If we are lucky, our yayas become more than just caregivers; they become part of our families. But sometimes we are not so lucky, and we end up having to deal with persons who, at best, don’t exactly meet our needs or, at worst, invade our lives and disrupt our well-being.

Most of us have grown up with a yaya at one point or another. The first yaya I remember is Bibing, who took care of me and my brothers for about 8 years before she left to get married. We loved Bibing dearly and her departure left a huge void in our lives.

It was hit and miss after Bibing. We had a yaya who said she could hear voices (she only lasted a few days). Another one stole our clothes (this one lasted a few weeks until we realized we were slowly running out of clothes). Some showed up for work at their pleasure, while some didn’t want to work at all, like the Shnufflebubby’s first yaya who slept more than I did, watched TV all day and kept asking me when we were moving in with R’s parents where life was better (duh?!?).
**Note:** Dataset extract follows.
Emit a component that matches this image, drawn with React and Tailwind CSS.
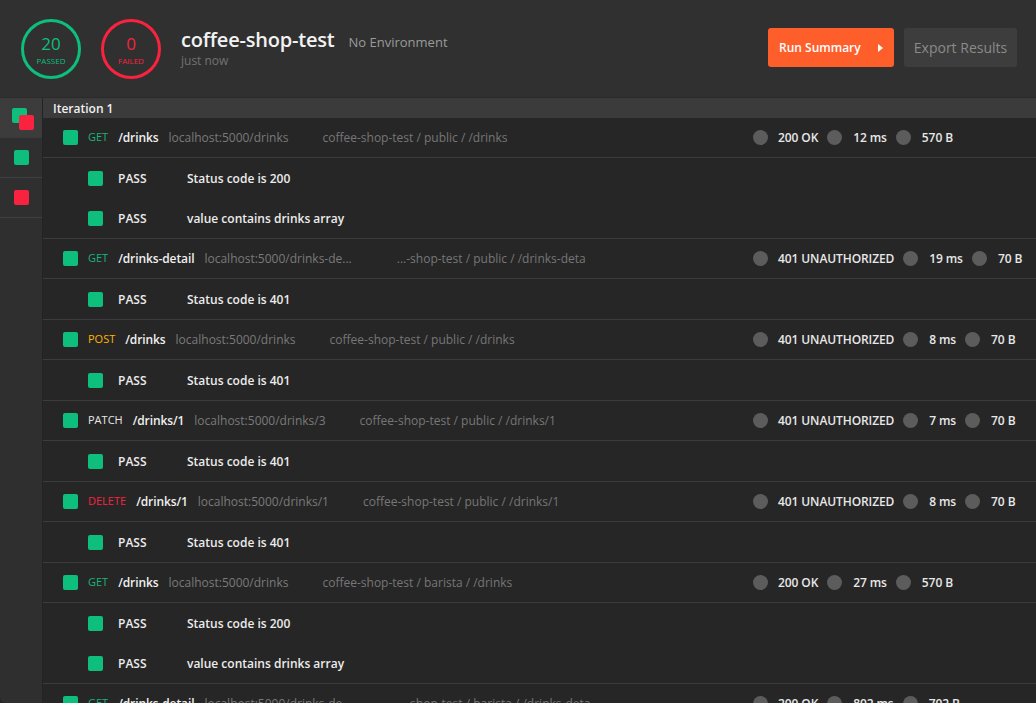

We also had a few good yayas. One, whom I considered a second mother, left for Bahrain, though. Another one married our grandparents’ driver. Another one didn’t want to take care of kids past a certain age.

So early on I realized that no matter how good (or bad) a yaya was, they didn’t last. Chalk it up to human nature, I guess. We all have to move on. And I decided it was better to learn to do things on my own, so that my fate was not tied to the availability of someone who would do things for me.

It’s easy enough when you’re single, but once you have kids, the entire paradigm shifts. You NEED an extra pair of hands to take care of the household while you earn a living. And since day care isn’t a big thing back home, we need the ever dependable yaya.

Bringing in another person to become a part of your lives is a major step and requires careful thought and consideration. You would need someone who is capable and trustworthy, gentle and kind, firm enough to keep the kids in line, but not too firm to overrule your decisions.

You would need someone who knows how to cook, is tidy and keeps the house clean, loves kids, and remembers to feed the pets. You would need someone who is mature enough not to covet your or your daughters’ things, but young enough to be able to work. If you are lucky, you won’t have to deal with the whole drama of borrowed money, sick family members in the province, or lecherous boyfriends.

In other words, a super yaya.

But since human beings aren’t perfect, we learn to come to terms with what we are willing to put up with (i.e. a cranky disposition once a month, cooking bacon when you asked for eggs, a compulsive need to go to church everyday) and what we are not (stealing, lying, bringing strange men into the house).

I admit, I didn’t learn how to manage household staff until very recently. The managing of household staff and the Shnufflebubby’s caregivers for the first few years I credit all to my MIL and her wealth of experience. When I started managing my own household I had my own set of misadventures, but that deserves another post all on its own.